— start of Provided data —

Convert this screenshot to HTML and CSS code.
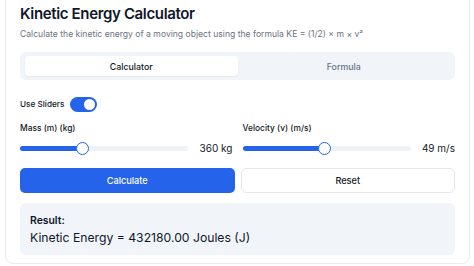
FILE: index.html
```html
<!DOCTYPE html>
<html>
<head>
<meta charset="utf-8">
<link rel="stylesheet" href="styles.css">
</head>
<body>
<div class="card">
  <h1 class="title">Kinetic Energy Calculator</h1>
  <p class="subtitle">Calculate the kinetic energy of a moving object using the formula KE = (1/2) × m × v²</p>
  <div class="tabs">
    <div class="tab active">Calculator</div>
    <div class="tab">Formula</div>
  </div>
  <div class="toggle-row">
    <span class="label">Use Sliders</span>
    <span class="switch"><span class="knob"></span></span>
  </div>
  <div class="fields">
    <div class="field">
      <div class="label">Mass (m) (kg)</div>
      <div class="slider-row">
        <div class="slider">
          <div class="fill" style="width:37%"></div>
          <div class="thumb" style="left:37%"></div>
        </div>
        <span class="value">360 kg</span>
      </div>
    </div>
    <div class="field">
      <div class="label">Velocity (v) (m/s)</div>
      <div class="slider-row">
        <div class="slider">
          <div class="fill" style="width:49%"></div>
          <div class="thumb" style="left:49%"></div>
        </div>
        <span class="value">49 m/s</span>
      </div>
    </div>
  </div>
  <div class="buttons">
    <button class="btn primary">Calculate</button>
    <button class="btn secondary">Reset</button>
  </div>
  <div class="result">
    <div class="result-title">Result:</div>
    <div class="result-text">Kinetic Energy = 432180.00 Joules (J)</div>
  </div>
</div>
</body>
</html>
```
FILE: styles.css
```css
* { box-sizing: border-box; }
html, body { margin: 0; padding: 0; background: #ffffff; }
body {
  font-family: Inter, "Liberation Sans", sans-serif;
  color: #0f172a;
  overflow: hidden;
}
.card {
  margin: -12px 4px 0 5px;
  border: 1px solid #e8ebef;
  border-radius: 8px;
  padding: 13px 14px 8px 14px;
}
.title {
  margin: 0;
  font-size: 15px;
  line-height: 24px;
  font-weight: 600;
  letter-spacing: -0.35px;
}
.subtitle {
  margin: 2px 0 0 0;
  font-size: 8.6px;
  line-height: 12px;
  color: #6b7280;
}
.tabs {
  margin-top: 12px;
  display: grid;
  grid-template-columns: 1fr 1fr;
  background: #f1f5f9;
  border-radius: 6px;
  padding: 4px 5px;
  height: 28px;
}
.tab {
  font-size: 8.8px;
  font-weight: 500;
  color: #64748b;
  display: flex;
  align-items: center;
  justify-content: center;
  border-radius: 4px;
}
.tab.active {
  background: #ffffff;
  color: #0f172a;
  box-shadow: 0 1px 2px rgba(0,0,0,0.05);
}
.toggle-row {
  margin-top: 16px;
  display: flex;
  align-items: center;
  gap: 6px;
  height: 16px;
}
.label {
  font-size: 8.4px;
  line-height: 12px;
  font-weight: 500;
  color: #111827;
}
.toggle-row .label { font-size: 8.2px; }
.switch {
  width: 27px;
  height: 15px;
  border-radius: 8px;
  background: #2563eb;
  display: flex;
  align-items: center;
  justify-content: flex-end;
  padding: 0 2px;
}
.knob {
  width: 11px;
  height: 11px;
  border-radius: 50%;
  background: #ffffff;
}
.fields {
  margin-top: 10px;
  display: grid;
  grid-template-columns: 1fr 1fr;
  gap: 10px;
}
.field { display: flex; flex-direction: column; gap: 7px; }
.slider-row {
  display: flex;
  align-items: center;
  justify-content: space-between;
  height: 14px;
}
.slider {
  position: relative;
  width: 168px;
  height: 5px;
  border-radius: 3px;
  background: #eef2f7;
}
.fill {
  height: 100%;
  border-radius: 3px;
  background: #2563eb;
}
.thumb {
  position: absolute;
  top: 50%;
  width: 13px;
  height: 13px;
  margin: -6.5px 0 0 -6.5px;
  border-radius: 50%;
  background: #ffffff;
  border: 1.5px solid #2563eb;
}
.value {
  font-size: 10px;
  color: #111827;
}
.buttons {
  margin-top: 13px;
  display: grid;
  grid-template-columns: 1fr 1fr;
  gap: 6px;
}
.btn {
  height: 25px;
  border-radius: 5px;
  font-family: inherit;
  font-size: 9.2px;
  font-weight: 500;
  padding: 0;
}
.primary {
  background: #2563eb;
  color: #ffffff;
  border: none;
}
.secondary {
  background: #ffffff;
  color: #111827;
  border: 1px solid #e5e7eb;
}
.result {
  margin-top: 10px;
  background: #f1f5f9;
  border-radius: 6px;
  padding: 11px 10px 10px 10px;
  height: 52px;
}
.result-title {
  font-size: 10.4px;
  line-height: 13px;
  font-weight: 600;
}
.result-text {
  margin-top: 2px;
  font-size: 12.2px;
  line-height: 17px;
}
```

— end of Provided data —

• **Directions for this task**
Transcribe the material exactly, and leave out whatever pictures it holds.

• **Expected answer**
Convert this screenshot to HTML and CSS code.
FILE: index.html
```html
<!DOCTYPE html>
<html>
<head>
<meta charset="utf-8">
<link rel="stylesheet" href="styles.css">
</head>
<body>
<div class="card">
  <h1 class="title">Kinetic Energy Calculator</h1>
  <p class="subtitle">Calculate the kinetic energy of a moving object using the formula KE = (1/2) × m × v²</p>
  <div class="tabs">
    <div class="tab active">Calculator</div>
    <div class="tab">Formula</div>
  </div>
  <div class="toggle-row">
    <span class="label">Use Sliders</span>
    <span class="switch"><span class="knob"></span></span>
  </div>
  <div class="fields">
    <div class="field">
      <div class="label">Mass (m) (kg)</div>
      <div class="slider-row">
        <div class="slider">
          <div class="fill" style="width:37%"></div>
          <div class="thumb" style="left:37%"></div>
        </div>
        <span class="value">360 kg</span>
      </div>
    </div>
    <div class="field">
      <div class="label">Velocity (v) (m/s)</div>
      <div class="slider-row">
        <div class="slider">
          <div class="fill" style="width:49%"></div>
          <div class="thumb" style="left:49%"></div>
        </div>
        <span class="value">49 m/s</span>
      </div>
    </div>
  </div>
  <div class="buttons">
    <button class="btn primary">Calculate</button>
    <button class="btn secondary">Reset</button>
  </div>
  <div class="result">
    <div class="result-title">Result:</div>
    <div class="result-text">Kinetic Energy = 432180.00 Joules (J)</div>
  </div>
</div>
</body>
</html>
```
FILE: styles.css
```css
* { box-sizing: border-box; }
html, body { margin: 0; padding: 0; background: #ffffff; }
body {
  font-family: Inter, "Liberation Sans", sans-serif;
  color: #0f172a;
  overflow: hidden;
}
.card {
  margin: -12px 4px 0 5px;
  border: 1px solid #e8ebef;
  border-radius: 8px;
  padding: 13px 14px 8px 14px;
}
.title {
  margin: 0;
  font-size: 15px;
  line-height: 24px;
  font-weight: 600;
  letter-spacing: -0.35px;
}
.subtitle {
  margin: 2px 0 0 0;
  font-size: 8.6px;
  line-height: 12px;
  color: #6b7280;
}
.tabs {
  margin-top: 12px;
  display: grid;
  grid-template-columns: 1fr 1fr;
  background: #f1f5f9;
  border-radius: 6px;
  padding: 4px 5px;
  height: 28px;
}
.tab {
  font-size: 8.8px;
  font-weight: 500;
  color: #64748b;
  display: flex;
  align-items: center;
  justify-content: center;
  border-radius: 4px;
}
.tab.active {
  background: #ffffff;
  color: #0f172a;
  box-shadow: 0 1px 2px rgba(0,0,0,0.05);
}
.toggle-row {
  margin-top: 16px;
  display: flex;
  align-items: center;
  gap: 6px;
  height: 16px;
}
.label {
  font-size: 8.4px;
  line-height: 12px;
  font-weight: 500;
  color: #111827;
}
.toggle-row .label { font-size: 8.2px; }
.switch {
  width: 27px;
  height: 15px;
  border-radius: 8px;
  background: #2563eb;
  display: flex;
  align-items: center;
  justify-content: flex-end;
  padding: 0 2px;
}
.knob {
  width: 11px;
  height: 11px;
  border-radius: 50%;
  background: #ffffff;
}
.fields {
  margin-top: 10px;
  display: grid;
  grid-template-columns: 1fr 1fr;
  gap: 10px;
}
.field { display: flex; flex-direction: column; gap: 7px; }
.slider-row {
  display: flex;
  align-items: center;
  justify-content: space-between;
  height: 14px;
}
.slider {
  position: relative;
  width: 168px;
  height: 5px;
  border-radius: 3px;
  background: #eef2f7;
}
.fill {
  height: 100%;
  border-radius: 3px;
  background: #2563eb;
}
.thumb {
  position: absolute;
  top: 50%;
  width: 13px;
  height: 13px;
  margin: -6.5px 0 0 -6.5px;
  border-radius: 50%;
  background: #ffffff;
  border: 1.5px solid #2563eb;
}
.value {
  font-size: 10px;
  color: #111827;
}
.buttons {
  margin-top: 13px;
  display: grid;
  grid-template-columns: 1fr 1fr;
  gap: 6px;
}
.btn {
  height: 25px;
  border-radius: 5px;
  font-family: inherit;
  font-size: 9.2px;
  font-weight: 500;
  padding: 0;
}
.primary {
  background: #2563eb;
  color: #ffffff;
  border: none;
}
.secondary {
  background: #ffffff;
  color: #111827;
  border: 1px solid #e5e7eb;
}
.result {
  margin-top: 10px;
  background: #f1f5f9;
  border-radius: 6px;
  padding: 11px 10px 10px 10px;
  height: 52px;
}
.result-title {
  font-size: 10.4px;
  line-height: 13px;
  font-weight: 600;
}
.result-text {
  margin-top: 2px;
  font-size: 12.2px;
  line-height: 17px;
}
```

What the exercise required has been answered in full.